One no longer knew on whom to count to provide ready money. Offerings
were made on the Stock Exchange where there were no bidders, and the
market disappeared in the midst of a panic which paralyzed every one.
This melancholy state of things was still further aggravated on the 14th
of May by the failure of Donnel, Lawson, & Simpson and Hatch & Foote. On
May 15th it was the turn of the Savings Banks of New York, of Piske &
Hatch, and of many others. It was impossible to obtain any credit from
the banks, and all securities were unsalable, unless at ruinous rates.
Reduced to such an extremity, it was necessary to adopt some course to
help the market and avoid suspension of payments.

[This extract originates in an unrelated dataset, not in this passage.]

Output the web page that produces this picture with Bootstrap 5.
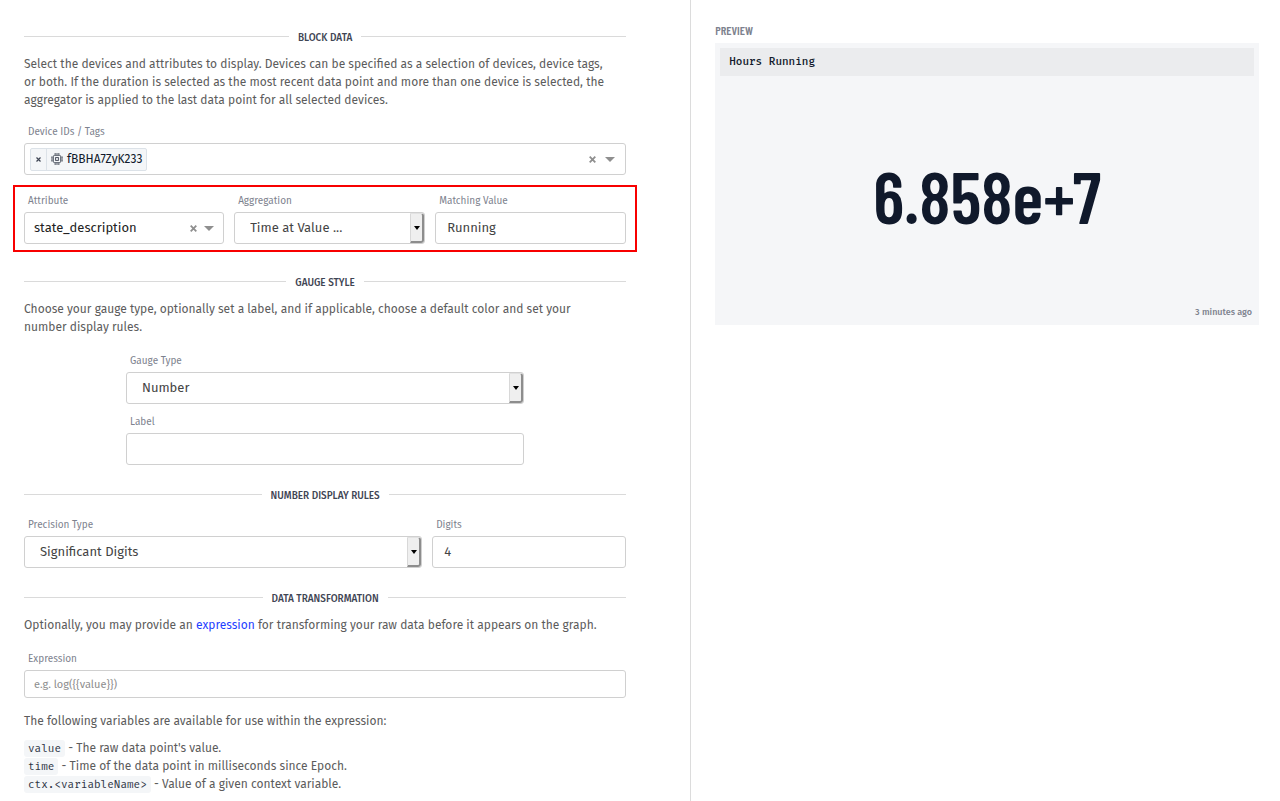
<!DOCTYPE html>
<html lang="en">
<head>
<meta charset="utf-8">
<meta name="viewport" content="width=device-width, initial-scale=1">
<title>Gauge block settings</title>
<link rel="stylesheet" href="https://cdn.jsdelivr.net/npm/bootstrap@5.3.0/dist/css/bootstrap.min.css">
<style>
  :root { --line: #d0d0d0; --ink: #10192b; --soft: #7d828e; --mono: "Fira Mono", "Fira Code", "DejaVu Sans Mono", monospace; --narrow: "Barlow Condensed", "Liberation Sans Narrow", "Roboto Condensed", sans-serif; }
  body { font-family: "Fira Sans", "Noto Sans", sans-serif; font-size: 12px; line-height: 18px; color: #5c5c5c; background: #fff; }
  .editor { width: 54%; padding: 26px 64px 8px 24px; border-right: 1px solid #dcdcdc; }
  .preview { padding: 21px 21px 24px 24px; min-width: 0; }
  .rule { font-size: 10px; line-height: 16px; font-weight: 500; color: #3f4554; margin: 19px 0 9px; gap: 9px; }
  .rule:first-child { margin-top: 0; }
  .rule span { padding-top: 4px; }
  .rule::before, .rule::after { content: ""; flex: 1; height: 1px; background: #dadada; }
  .rule.roomy { margin-bottom: 12px; }
  .field-label { display: block; font-size: 10px; line-height: 18px; color: var(--soft); margin: 0 0 2px 4px; }
  .form-control, .form-select, .combo { height: 32px; border: 1px solid var(--line); border-radius: 3px; font-size: 13px; line-height: 20px; color: #444; background: #fff; }
  .form-control { padding: 0 11px 1px; }
  .form-select { padding: 0 24px 0 15px; }
  .form-control.slim { height: 28px; font-size: 11px; padding: 0 9px; }
  .form-control::placeholder { color: #8e8e8e; }
  .combo { padding: 0 6px 0 5px; }
  .combo input { border: 0; outline: 0; padding: 0 4px; min-width: 0; color: #222; background: transparent; }
  .combo button, .chip button { border: 0; background: transparent; padding: 0; line-height: 1; display: flex; align-items: center; justify-content: center; }
  .combo .tool { width: 18px; height: 20px; color: #8f8f8f; }
  .chip { height: 23px; border: 1px solid #dce2e8; border-radius: 2px; background: #f4f6f8; color: var(--ink); font-size: 12px; }
  .chip button { width: 16px; height: 21px; border-right: 1px solid #dce2e8; color: #3f4554; }
  .pick::after { content: ""; position: absolute; top: 1px; right: 1px; bottom: 1px; width: 14px; pointer-events: none;
    border: solid; border-width: 1px 2px 2px 1px; border-color: #e2e2e2 #8d8d8d #8d8d8d #d8d8d8; border-radius: 0 3px 3px 0;
    background: #efefef url("data:image/svg+xml,%3Csvg xmlns='http://www.w3.org/2000/svg' viewBox='0 0 6 4'%3E%3Cpath d='M0 0h6L3 4z'/%3E%3C/svg%3E") center / 6px 4px no-repeat; }
  .callout-box { margin: 10px -11px 0; padding: 5px 9px 6px; border: 2px solid #f80000; }
  .trio { display: grid; grid-template-columns: minmax(0, 22fr) minmax(0, 21fr) minmax(0, 21fr); gap: 10px; }
  .row.tight { --bs-gutter-x: 10px; }
  .blurb { margin: 0 0 14px; }
  .blurb.roomy { margin-bottom: 16px; }
  .stacked { margin-bottom: 9px; }
  .blurb a { color: #1f3fff; }
  .hint { margin: 14px 0 9px; }
  code { font-family: var(--mono); font-size: 11px; line-height: 1; color: #2d3444; background: #f4f6f8; border-radius: 3px; padding: 2px 4px; }
  .preview h2 { font-family: var(--narrow); font-size: 12px; line-height: 18px; font-weight: 600; color: var(--soft); margin: 0 0 4px; }
  .tile { background: #f5f6f8; padding: 5px; min-height: 282px; color: var(--ink); }
  .tile h3 { font-family: var(--mono); font-size: 11px; line-height: 18px; font-weight: 500; background: #ebecee; margin: 0; padding: 5px 9px; }
  .figure-value { font-family: var(--narrow); font-size: 72px; line-height: 80px; font-weight: 600; padding-top: 9px; }
  .ago { font-size: 9px; line-height: 16px; font-weight: 500; color: var(--soft); padding-right: 2px; }
</style>
</head>
<body>
<div class="d-flex min-vh-100">
  <main class="editor flex-shrink-0">
    <form>
      <h2 class="rule d-flex align-items-center"><span>BLOCK DATA</span></h2>
      <p class="blurb">Select the devices and attributes to display. Devices can be specified as a selection of devices, device tags,<br>or both. If the duration is selected as the most recent data point and more than one device is selected, the<br>aggregator is applied to the last data point for all selected devices.</p>
      <label class="field-label" for="devices">Device IDs / Tags</label>
      <div class="combo d-flex align-items-center">
        <span class="chip d-flex align-items-center flex-shrink-0 pe-1">
          <button type="button" aria-label="Remove device"><svg width="5" height="5" viewBox="0 0 5 5" stroke="currentColor" stroke-width="1.2"><path d="M.5.5l4 4M4.5.5l-4 4"/></svg></button>
          <svg class="ms-1 me-1" width="12" height="12" viewBox="0 0 13 13" fill="none" stroke="#3f4554"><rect x="2.5" y="2.5" width="8" height="8" rx="1.5"/><rect x="5" y="5" width="3" height="3"/><path d="M4.5 0v2M6.5 0v2M8.5 0v2M4.5 11v2M6.5 11v2M8.5 11v2M0 4.5h2M0 6.5h2M0 8.5h2M11 4.5h2M11 6.5h2M11 8.5h2"/></svg>
          <span>fBBHA7ZyK233</span>
        </span>
        <input id="devices" class="flex-grow-1" type="text">
        <button class="tool" type="button" aria-label="Clear devices"><svg width="7" height="7" viewBox="0 0 7 7" stroke="currentColor" stroke-width="1.8"><path d="M.7.7l5.6 5.6M6.3.7L.7 6.3"/></svg></button>
        <button class="tool" type="button" aria-label="Open devices"><svg width="10" height="5" viewBox="0 0 10 5" fill="currentColor"><path d="M0 0h10L5 5z"/></svg></button>
      </div>

      <div class="callout-box">
        <div class="trio">
          <div>
            <label class="field-label" for="attribute">Attribute</label>
            <div class="combo d-flex align-items-center">
              <input id="attribute" class="flex-grow-1" type="text" value="state_description">
              <button class="tool" type="button" aria-label="Clear attribute"><svg width="7" height="7" viewBox="0 0 7 7" stroke="currentColor" stroke-width="1.8"><path d="M.7.7l5.6 5.6M6.3.7L.7 6.3"/></svg></button>
              <button class="tool" type="button" aria-label="Open attributes"><svg width="10" height="5" viewBox="0 0 10 5" fill="currentColor"><path d="M0 0h10L5 5z"/></svg></button>
            </div>
          </div>
          <div>
            <label class="field-label" for="aggregation">Aggregation</label>
            <div class="pick position-relative"><select id="aggregation" class="form-select"><option>Time at Value ...</option></select></div>
          </div>
          <div>
            <label class="field-label" for="matching">Matching Value</label>
            <input id="matching" class="form-control" type="text" value="Running">
          </div>
        </div>
      </div>

      <h2 class="rule d-flex align-items-center"><span>GAUGE STYLE</span></h2>
      <p class="blurb roomy">Choose your gauge type, optionally set a label, and if applicable, choose a default color and set your<br>number display rules.</p>
      <div class="row tight">
        <div class="col-8 offset-2">
          <label class="field-label" for="gauge">Gauge Type</label>
          <div class="pick position-relative stacked"><select id="gauge" class="form-select"><option>Number</option></select></div>
          <label class="field-label" for="label">Label</label>
          <input id="label" class="form-control" type="text">
        </div>
      </div>

      <h2 class="rule roomy d-flex align-items-center"><span>NUMBER DISPLAY RULES</span></h2>
      <div class="row tight">
        <div class="col-8">
          <label class="field-label" for="precision">Precision Type</label>
          <div class="pick position-relative"><select id="precision" class="form-select"><option>Significant Digits</option></select></div>
        </div>
        <div class="col-4">
          <label class="field-label" for="digits">Digits</label>
          <input id="digits" class="form-control" type="text" value="4">
        </div>
      </div>

      <h2 class="rule d-flex align-items-center"><span>DATA TRANSFORMATION</span></h2>
      <p class="blurb roomy">Optionally, you may provide an <a class="text-decoration-none" href="#expression">expression</a> for transforming your raw data before it appears on the graph.</p>
      <label class="field-label" for="expression">Expression</label>
      <input id="expression" class="form-control slim" type="text" placeholder="e.g. log({{value}})">
      <p class="hint">The following variables are available for use within the expression:</p>
      <ul class="list-unstyled mb-0">
        <li><code>value</code> - The raw data point's value.</li>
        <li><code>time</code> - Time of the data point in milliseconds since Epoch.</li>
        <li><code>ctx.&lt;variableName&gt;</code> - Value of a given context variable.</li>
      </ul>
    </form>
  </main>
  <aside class="preview flex-grow-1">
    <h2>PREVIEW</h2>
    <section class="tile d-flex flex-column">
      <h3>Hours Running</h3>
      <div class="figure-value flex-grow-1 d-flex align-items-center justify-content-center">6.858e+7</div>
      <div class="ago text-end">3 minutes ago</div>
    </section>
  </aside>
</div>
<script src="https://cdn.jsdelivr.net/npm/bootstrap@5.3.0/dist/js/bootstrap.bundle.min.js"></script>
</body>
</html>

The certified checks issued by the banks did not answer, and it was
necessary to have recourse to a new means of settlement. The members of
the clearing house emerged from their usual passive role to intervene
and to do a novel thing: they issued certificates that they accepted in
the name of the most embarrassed institutions whose fall they wished to
avert, in order to prevent the failure of others. Then, as everybody was
making default, the Secretary of the Treasury in his turn wished to aid
the common effort to sustain the credit of the situation, and, in order
to accomplish this by the most regular methods, he pledged himself to
prepay the debt, whose term was close at hand.